** Start INPUT DATA **

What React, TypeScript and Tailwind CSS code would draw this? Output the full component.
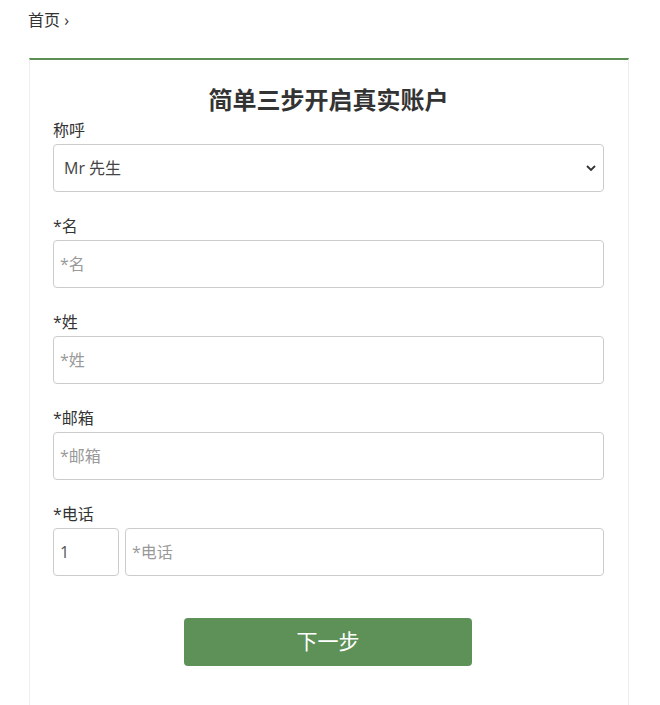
import React from "react";

const font = { fontFamily: '"Open Sans", "Noto Sans CJK SC", sans-serif' };

function Field({ label, placeholder }: { label: string; placeholder: string }) {
  return (
    <div className="mt-[24px]">
      <div className="text-[16px] leading-[20px] text-[#333]">{label}</div>
      <input
        className="mt-[4px] block w-full h-[48px] rounded-[4px] border border-[#ccc] bg-white pl-[6px] text-[16px] text-[#555] placeholder:text-[#999] outline-none"
        placeholder={placeholder}
      />
    </div>
  );
}

export default function App() {
  return (
    <div className="min-h-[705px] bg-white" style={font}>
      <div className="pl-[28px] pt-[8px] text-[16px] leading-[24px] text-[#333]">首页 ›</div>
      <div className="ml-[29px] mt-[26px] w-[600px] min-h-[647px] border-t-2 border-t-[#5c8f53] border-x border-x-[#eee] pl-[23px] pr-[24px] pt-[25px] pb-[40px]">
        <h1 className="text-center text-[24px] leading-[30px] font-bold text-[#333]">简单三步开启真实账户</h1>
        <div className="mt-[5px]">
          <div className="text-[16px] leading-[20px] text-[#333]">称呼</div>
          <div className="relative mt-[4px]">
            <select className="block w-full h-[48px] appearance-none rounded-[4px] border border-[#ccc] bg-white pl-[10px] text-[16px] text-[#444] outline-none">
              <option>Mr 先生</option>
              <option>Ms 女士</option>
            </select>
            <svg className="pointer-events-none absolute right-[7px] top-[19px]" width="12" height="10" viewBox="0 0 12 10">
              <path d="M2 3 L6 7 L10 3" fill="none" stroke="#333" strokeWidth="1.8" />
            </svg>
          </div>
        </div>
        <Field label="*名" placeholder="*名" />
        <Field label="*姓" placeholder="*姓" />
        <Field label="*邮箱" placeholder="*邮箱" />
        <div className="mt-[24px]">
          <div className="text-[16px] leading-[20px] text-[#333]">*电话</div>
          <div className="mt-[4px] flex gap-[6px]">
            <input
              defaultValue="1"
              className="block w-[66px] h-[48px] rounded-[4px] border border-[#ccc] bg-white pl-[6px] text-[16px] text-[#555] outline-none"
            />
            <input
              placeholder="*电话"
              className="block flex-1 min-w-0 h-[48px] rounded-[4px] border border-[#ccc] bg-white pl-[6px] text-[16px] text-[#555] placeholder:text-[#999] outline-none"
            />
          </div>
        </div>
        <button className="ml-[131px] mt-[42px] block w-[288px] h-[48px] rounded-[4px] bg-[#5e9158] text-[21px] text-white">下一步</button>
      </div>
    </div>
  );
}
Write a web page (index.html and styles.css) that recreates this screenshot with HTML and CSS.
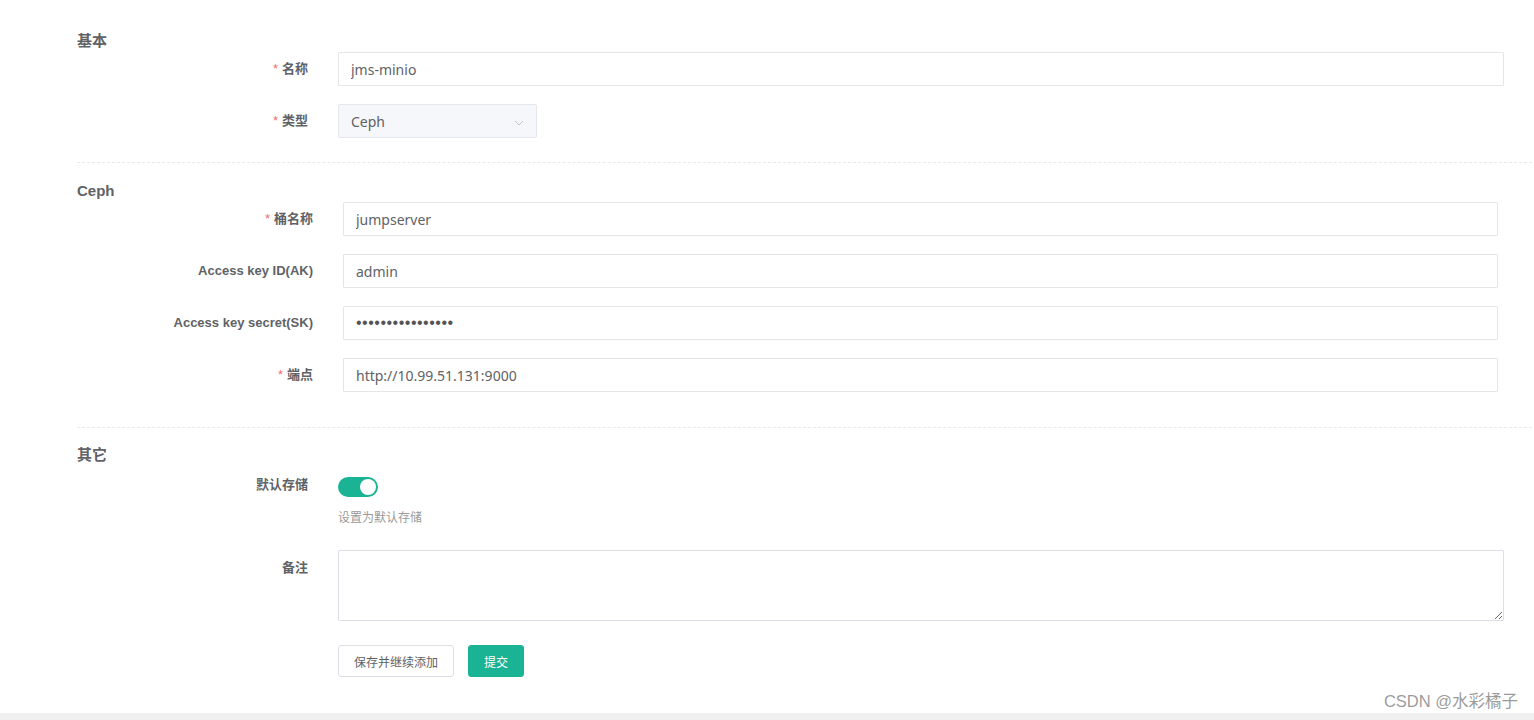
FILE: index.html
```html
<!DOCTYPE html>
<html lang="zh-CN">
<head>
<meta charset="utf-8">
<title>存储配置</title>
<link rel="stylesheet" href="styles.css">
</head>
<body>
<div class="page">
  <form class="form">
    <div class="section sec-basic">
      <div class="sec-title">基本</div>
      <div class="row">
        <label class="label"><span class="req">*</span>名称</label>
        <div class="field"><input class="input" type="text" value="jms-minio"></div>
      </div>
      <div class="row">
        <label class="label"><span class="req">*</span>类型</label>
        <div class="field">
          <div class="select">
            <span>Ceph</span>
            <svg class="arrow" width="10" height="6" viewBox="0 0 10 6"><path d="M1 1 L5 5 L9 1" fill="none" stroke="#c0c4cc" stroke-width="1"/></svg>
          </div>
        </div>
      </div>
    </div>
    <div class="divider"></div>
    <div class="section sec-ceph">
      <div class="sec-title">Ceph</div>
      <div class="row">
        <label class="label"><span class="req">*</span>桶名称</label>
        <div class="field"><input class="input" type="text" value="jumpserver"></div>
      </div>
      <div class="row">
        <label class="label">Access key ID(AK)</label>
        <div class="field"><input class="input" type="text" value="admin"></div>
      </div>
      <div class="row">
        <label class="label">Access key secret(SK)</label>
        <div class="field"><input class="input pwd" type="text" value="••••••••••••••••"></div>
      </div>
      <div class="row">
        <label class="label"><span class="req">*</span>端点</label>
        <div class="field"><input class="input" type="text" value="http://10.99.51.131:9000"></div>
      </div>
    </div>
    <div class="divider divider2"></div>
    <div class="section sec-other">
      <div class="sec-title">其它</div>
      <div class="row row-switch">
        <label class="label">默认存储</label>
        <div class="field">
          <div class="switch"><span class="knob"></span></div>
          <div class="help">设置为默认存储</div>
        </div>
      </div>
      <div class="row row-text">
        <label class="label">备注</label>
        <div class="field"><textarea class="textarea"></textarea></div>
      </div>
      <div class="row row-btn">
        <div class="label"></div>
        <div class="field buttons">
          <button type="button" class="btn btn-default">保存并继续添加</button>
          <button type="button" class="btn btn-primary">提交</button>
        </div>
      </div>
    </div>
  </form>
</div>
<div class="watermark">CSDN @水彩橘子</div>
</body>
</html>
```

FILE: styles.css
```css
html, body {
  margin: 0;
  padding: 0;
}
body {
  background: #f0f0f0;
  font-family: "Liberation Sans", "Noto Sans CJK SC", sans-serif;
  color: #606266;
  width: 1534px;
  height: 720px;
  overflow: hidden;
  position: relative;
}
.page {
  background: #fff;
  height: 713px;
  box-sizing: border-box;
  padding: 31px 2px 0 77px;
}
.form {
  display: flow-root;
}
.section {
  display: flow-root;
}
.sec-title {
  height: 20px;
  line-height: 20px;
  font-size: 15px;
  font-weight: bold;
  color: #606266;
}
.sec-basic .sec-title { margin-bottom: 1px; }
.sec-ceph .sec-title { padding-top: 1px; margin-bottom: 1px; }
.sec-other .sec-title { margin-bottom: 3px; }
.row {
  display: grid;
  grid-template-columns: 231px 1fr;
  column-gap: 30px;
  margin-bottom: 18px;
}
.sec-basic .row { padding-right: 28px; }
.sec-ceph .row { grid-template-columns: 236px 1fr; padding-right: 34px; }
.sec-other .row { padding-right: 28px; }
.row:last-child { margin-bottom: 0; }
.label {
  text-align: right;
  font-size: 13px;
  font-weight: bold;
  line-height: 34px;
  color: #606266;
}
.req {
  color: #f56c6c;
  margin-right: 4px;
  font-weight: normal;
}
.input {
  display: block;
  box-sizing: border-box;
  width: 100%;
  height: 34px;
  border: 1px solid #e5e6e7;
  border-radius: 1px;
  padding: 0 12px;
  font-family: "Noto Sans", "Noto Sans CJK SC", sans-serif;
  font-size: 14px;
  color: #606266;
  background: #fff;
  outline: none;
}
.pwd {
  font-family: "Liberation Sans", sans-serif;
  font-size: 16px;
  letter-spacing: 0.5px;
  color: #555;
}
.select {
  box-sizing: border-box;
  width: 199px;
  height: 34px;
  background: #f5f7fa;
  border: 1px solid #e4e7ed;
  border-radius: 2px;
  display: flex;
  align-items: center;
  justify-content: space-between;
  padding: 0 12px 0 12px;
  font-family: "Noto Sans", sans-serif;
  font-size: 14px;
  color: #606266;
}
.arrow { margin-top: 3px; }
.divider {
  border-top: 1px dashed #e7eaec;
  margin: 24px 0 17px;
}
.divider2 { margin: 35px 0 17px; }
.row-switch { margin-bottom: 22px; }
.switch {
  width: 40px;
  height: 20px;
  border-radius: 10px;
  background: #1ab394;
  position: relative;
  margin-top: 9px;
}
.knob {
  position: absolute;
  top: 2px;
  right: 2px;
  width: 16px;
  height: 16px;
  border-radius: 50%;
  background: #fff;
}
.help {
  font-size: 12px;
  color: #999;
  line-height: 20px;
  margin-top: 11px;
}
.row-text { margin-bottom: 24px; }
.row-text .label { line-height: 36px; }
.textarea {
  display: block;
  box-sizing: border-box;
  width: 100%;
  height: 71px;
  border: 1px solid #dcdfe6;
  border-radius: 1px;
  resize: vertical;
  outline: none;
  font-family: "Noto Sans", sans-serif;
}
.buttons {
  display: flex;
  gap: 14px;
}
.btn {
  height: 32px;
  box-sizing: border-box;
  border-radius: 3px;
  font-family: "Liberation Sans", "Noto Sans CJK SC", sans-serif;
  font-size: 12px;
  padding: 0;
  cursor: pointer;
}
.btn-default {
  width: 116px;
  background: #fff;
  border: 1px solid #dcdfe6;
  color: #606266;
}
.btn-primary {
  width: 56px;
  background: #1ab394;
  border: 1px solid #1ab394;
  color: #fff;
}
.watermark {
  position: absolute;
  right: 16px;
  bottom: 9px;
  font-family: "Liberation Sans", "Noto Sans CJK SC", sans-serif;
  font-size: 16.5px;
  color: rgba(120, 120, 120, 0.75);
  line-height: 20px;
}
```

** End INPUT DATA **

GOAL: State the count of lines holding the string "styles" in the listing above, and nothing else.

REPLY: 3